Mount Eerie chronology
| Mount Eerie pts. 6 & 7 (2007) | Black Wooden Ceiling Opening (2008) | Lost Wisdom (2008) |

= Black Wooden Ceiling Opening =

Black Wooden Ceiling Opening is an EP released by Mount Eerie. It was released on March 4, 2008. The EP was described by singer Phil Elverum as "black metal using natural materials".

==Recording and release==
The album was recorded by Phil Elverum, Jason Anderson and Kjetil Jenssen on October 30, 2006 in Anacortes, Washington. It was released alongside an 11-song bootleg recording of the same group of musicians featured on the album live in concert at the Department of Safety in Anacortes, WA.

Elverum found the inspiration for the song "Domesticated Dog" from his time spent riding in a minivan across Montana with Calvin Johnson and his mother in September 2006. He speculated that the “sleeping giant” in the last verse "came from those reclining-human-like Montana hills." "Don't Smoke" came from Elverum's desire to "be more confrontational and pragmatic" with his songs hoping to get his audience who were "vegan and radical and eat healthy food" yet smoked cigarettes to stop.
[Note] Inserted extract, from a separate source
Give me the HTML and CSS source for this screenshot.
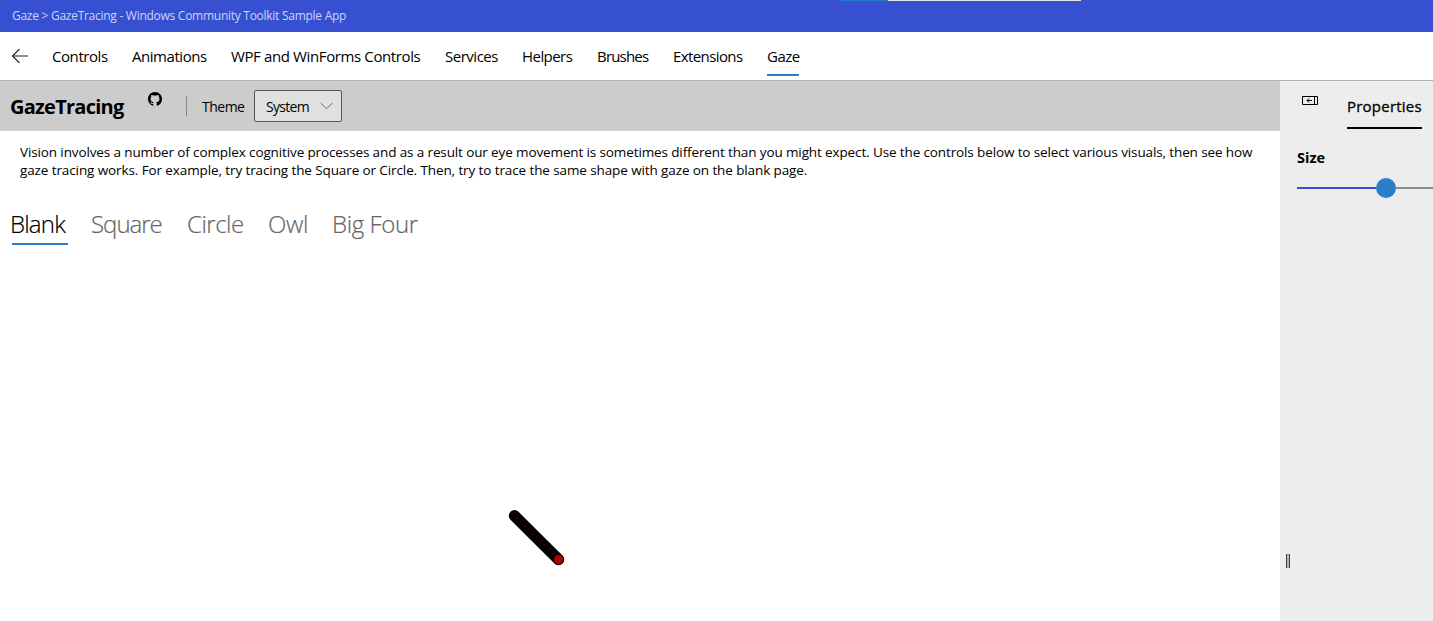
FILE: index.html
```html
<!DOCTYPE html>
<html lang="en">
<head>
<meta charset="utf-8">
<title>GazeTracing</title>
<link rel="stylesheet" href="styles.css">
</head>
<body>
<div class="app">
  <header class="titlebar"><span class="title-text">Gaze &gt; GazeTracing - Windows Community Toolkit Sample App</span><i class="edge-strip"></i></header>
  <nav class="nav">
    <svg class="back" width="18" height="16" viewBox="0 0 18 16"><path d="M17 8H1.5M8.500 1L1.500 8l7 7" fill="none" stroke="#222" stroke-width="1.1"/></svg>
    <a class="nav-item n-controls">Controls</a>
    <a class="nav-item n-animations">Animations</a>
    <a class="nav-item n-wpf">WPF and WinForms Controls</a>
    <a class="nav-item n-services">Services</a>
    <a class="nav-item n-helpers">Helpers</a>
    <a class="nav-item n-brushes">Brushes</a>
    <a class="nav-item n-extensions">Extensions</a>
    <a class="nav-item n-gaze active">Gaze</a>
  </nav>
  <div class="body">
    <main class="main">
      <div class="toolbar">
        <h1 class="heading">GazeTracing</h1>
        <svg class="github" width="14" height="14" viewBox="0 0 16 16"><path d="M8 0C3.58 0 0 3.58 0 8c0 3.54 2.29 6.53 5.47 7.59.4.07.55-.17.55-.38 0-.19-.01-.82-.01-1.49-2.01.37-2.53-.49-2.69-.94-.09-.23-.48-.94-.82-1.13-.28-.15-.68-.52-.01-.53.63-.01 1.08.58 1.23.82.72 1.21 1.87.87 2.33.66.07-.52.28-.87.51-1.07-1.78-.2-3.64-.89-3.64-3.95 0-.87.31-1.59.82-2.15-.08-.2-.36-1.02.08-2.12 0 0 .67-.21 2.2.82A7.6 7.6 0 0 1 8 3.86c.68 0 1.36.09 2 .27 1.53-1.04 2.2-.82 2.2-.82.44 1.1.16 1.92.08 2.12.51.56.82 1.27.82 2.15 0 3.07-1.87 3.75-3.65 3.95.29.25.54.73.54 1.48 0 1.07-.01 1.93-.01 2.2 0 .21.15.46.55.38A8.01 8.01 0 0 0 16 8c0-4.42-3.58-8-8-8z"/></svg>
        <i class="divider"></i>
        <span class="theme">Theme</span>
        <div class="select"><span class="select-text">System</span><svg width="13" height="8" viewBox="0 0 13 8"><path d="M.7 1l5.8 5.8L12.3 1" fill="none" stroke="#666" stroke-width="1"/></svg></div>
      </div>
      <p class="intro"><span class="line l1">Vision involves a number of complex cognitive processes and as a result our eye movement is sometimes different than you might expect. Use the controls below to select various visuals, then see how</span> <span class="line l2">gaze tracing works. For example, try tracing the Square or Circle. Then, try to trace the same shape with gaze on the blank page.</span></p>
      <div class="tabs">
        <span class="tab t-blank active">Blank</span>
        <span class="tab t-square">Square</span>
        <span class="tab t-circle">Circle</span>
        <span class="tab t-owl">Owl</span>
        <span class="tab t-big">Big Four</span>
      </div>
      <svg class="trace" width="60" height="60" viewBox="507 507 60 60">
        <path d="M514.5 515.7L558.5 559.5" stroke="#000" stroke-width="11.4" stroke-linecap="round"/>
        <path d="M513 513.5L554 554.5" stroke="#600000" stroke-width="4" stroke-dasharray="1 4.600" opacity=".8"/>
        <circle cx="558.6" cy="559.5" r="5" fill="#b40000" stroke="#000" stroke-width="1"/>
      </svg>
    </main>
    <aside class="side">
      <div class="side-head">
        <svg class="dock" width="16" height="9" viewBox="0 0 16 9"><path d="M.5.5h15v8H.5zM12.5 .5v8M5 4.500h5M7 2.500l-2 2 2 2" fill="none" stroke="#000" stroke-width="1"/></svg>
        <span class="props">Properties</span>
      </div>
      <div class="size">Size</div>
      <div class="slider"><i class="fill"></i><i class="thumb"></i><i class="rest"></i></div>
      <i class="grip"></i>
    </aside>
  </div>
</div>
</body>
</html>
```
FILE: styles.css
```css
* { box-sizing: border-box; }
body { margin: 0; font-family: "Open Sans", "Noto Sans", sans-serif; color: #000; background: #fff; }
.app { width: 1433px; height: 621px; display: flex; flex-direction: column; overflow: hidden; }
.titlebar { position: relative; height: 32px; flex: none; padding-left: 12px; background: #374fd1; color: #ced4f3; font-size: 12px; line-height: 31px; white-space: nowrap; letter-spacing: -.27px; }
.edge-strip { position: absolute; left: 840px; top: 0; width: 241px; height: 1px; background: linear-gradient(90deg, #2377cc 48px, #e4e4e4 48px); }
.nav { height: 49px; flex: none; display: flex; padding-left: 11px; border-bottom: 1px solid #b2b2b2; font-size: 15px; line-height: 20px; white-space: nowrap; }
.back { flex: none; margin: 16px 23px 0 0; }
.nav-item { flex: none; height: 44px; padding-top: 14px; }
.nav-item.active { border-bottom: 2px solid #2a7fca; }
.n-controls { width: 56px; margin-right: 24px; letter-spacing: -.43px; }
.n-animations { width: 75px; margin-right: 24px; letter-spacing: -.45px; }
.n-wpf { width: 190px; margin-right: 24px; letter-spacing: -.38px; }
.n-services { width: 53px; margin-right: 24px; letter-spacing: -.48px; }
.n-helpers { width: 51px; margin-right: 24px; letter-spacing: -.55px; }
.n-brushes { width: 52px; margin-right: 24px; letter-spacing: -.8px; }
.n-extensions { width: 70px; margin-right: 24px; letter-spacing: -.6px; }
.n-gaze { width: 32px; letter-spacing: -.5px; }
.body { flex: 1; display: flex; min-height: 0; }
.main { width: 1280px; flex: none; }
.toolbar { height: 50px; display: flex; background: #ccc; padding-left: 10px; white-space: nowrap; }
.heading { width: 138px; margin: 12px 0 0; font-size: 20px; line-height: 28px; font-weight: 700; letter-spacing: -.75px; }
.github { margin-top: 11px; }
.divider { width: 1px; height: 20px; margin: 15px 15px 0 24px; background: #858585; }
.theme { width: 52px; margin-top: 16px; font-size: 14px; line-height: 20px; letter-spacing: -.5px; }
.select { width: 88px; height: 32px; margin-top: 9px; padding: 0 8px 0 11px; display: flex; align-items: center; justify-content: space-between; border: 1px solid #555; border-radius: 2px; background: #e0e0e0; font-size: 14px; }
.select-text { letter-spacing: -.7px; }
.intro { height: 76px; margin: 0; padding: 12px 0 0 20px; font-size: 13.5px; line-height: 18px; white-space: nowrap; }
.line { display: block; }
.l1 { letter-spacing: -.122px; }
.l2 { letter-spacing: -.105px; }
.tabs { height: 38px; display: flex; padding-left: 10px; font-size: 24px; line-height: 32px; font-weight: 300; white-space: nowrap; color: #666; -webkit-text-stroke: .2px; }
.tab { height: 38px; padding-top: 1px; }
.tab.active { color: #000; background: linear-gradient(#2a7fca, #2a7fca) 2px 36px / 56px 2px no-repeat; }
.t-blank { width: 81px; letter-spacing: -.8px; }
.t-square { width: 96px; letter-spacing: -1px; }
.t-circle { width: 81px; letter-spacing: -.5px; }
.t-owl { width: 64px; letter-spacing: -.3px; }
.t-big { letter-spacing: -.4px; }
.trace { display: block; margin: 262px 0 0 507px; }
.side { flex: 1; position: relative; overflow: hidden; padding-left: 17px; background: #ededed; white-space: nowrap; }
.side-head { display: flex; padding-left: 5px; }
.dock { flex: none; margin: 15px 29px 0 0; }
.props { width: 75px; height: 48px; padding-top: 15px; border-bottom: 2px solid #000; font-size: 15px; font-weight: 500; line-height: 21px; letter-spacing: .22px; -webkit-text-stroke: .3px; }
.size { margin-top: 18px; font-size: 14.5px; font-weight: 700; line-height: 22px; }
.slider { display: flex; align-items: center; height: 20px; margin-top: 9px; }
.fill { width: 79px; height: 2px; background: #374fd1; }
.thumb { width: 20px; height: 20px; border-radius: 50%; background: #2a7fca; }
.rest { flex: 1; height: 2px; background: #8d8d8d; }
.grip { display: block; width: 4px; height: 14px; margin: 356px 0 0 -11px; border: solid #3c3c3c; border-width: 0 1px; background: #b5b5b5; }
```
3 of the 6 tracks have been released prior to the EP's release, albeit in different versions: "Blue Light on the Floor" was released on Mount Eerie pts. 6 & 7, "Don't Smoke" was released on Don't Smoke/Get Off the Internet under The Microphones name and "Stop Singing" was released on No Flashlight.

== Music ==
Expanding on the sound of heavier songs on previous albums like The Glow Pt. 2. Black Wooden Ceiling Opening sees Elverum go for a dark and raw aesthetic, incorporating elements of black metal and hardcore. Eric Hill of Exclaim! described it as a "quick distillation of everything that Mount Eerie was in the mid-2000s," and the closest to metal Elverum has produced.

==Reception==

Upon release, the EP received a generally positive reception. Brock Thiessen of Exclaim! wrote that "The record shows him having a bit of fun with his work and to the listener's benefit, including three superb reinterpretations of older, more reserved Mount Eerie tracks" and that "Factor in some added live tracks and there's no denying Black Wooden is an important and enjoyable part of the Elverum catalogue". Jessica Suarez of Pitchfork wrote that "Like a smoker, Elverum's compulsion to keep going trumps his own best interests-- when he recognizes that compulsion is when he's at his best".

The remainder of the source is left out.